Историк В.О. Ключевский, высоко чтимый Нестеровым, говорит о Сергии Радонежском, жившем в XIV веке, в эпоху первого победоносного отпора, данного русским народом завоевателям-монголам:

«Чем дорога народу его память, что она говорит ему, его уму и сердцу?

Примером своей жизни, высотой своего духа преподобный Сергий поднял упавший дух русского народа, пробудил в нем доверие к себе, к своим силам, вдохнул веру в свое будущее. Он вышел из нас – был плоть от плоти нашей и кость от костей наших, а поднялся на такую высоту, о которой мы и не чаяли, чтобы она кому-нибудь из наших была доступна. Так думали тогда все на Руси».

Говоря о Куликовской битве, о первой решительной победе русских над монголами, Ключевский пишет: «Преподобный Сергий благословил на этот подвиг главного вождя русского ополчения, сказал: «Иди на безбожника смело, без колебаний, и победишь», – и этот молодой вождь был человек поколения, возмужавшего на глазах преподобного Сергия и вместе с князем Димитрием Донским бившегося на Куликовском поле».

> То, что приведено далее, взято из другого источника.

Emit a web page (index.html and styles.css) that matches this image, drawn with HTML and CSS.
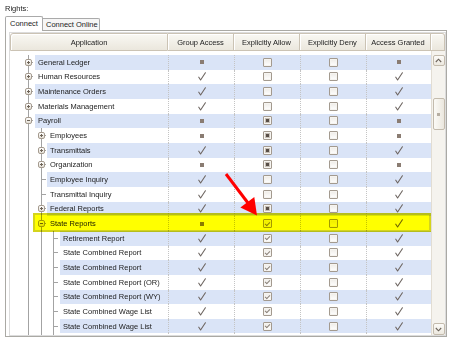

Нестеров с раннего детства привык разделять это народное воззрение на Сергия Радонежского и выделял его из всех русских угодников за его глубокую любовь к родине, за его теплое радение о русской земле. И из всех событий жизни Сергия Радонежского, из «чудес» древнего предания о нем Нестеров выбрал то, в котором народ запечатлел свою благодарную память о любви-заботе Сергия о родной земле.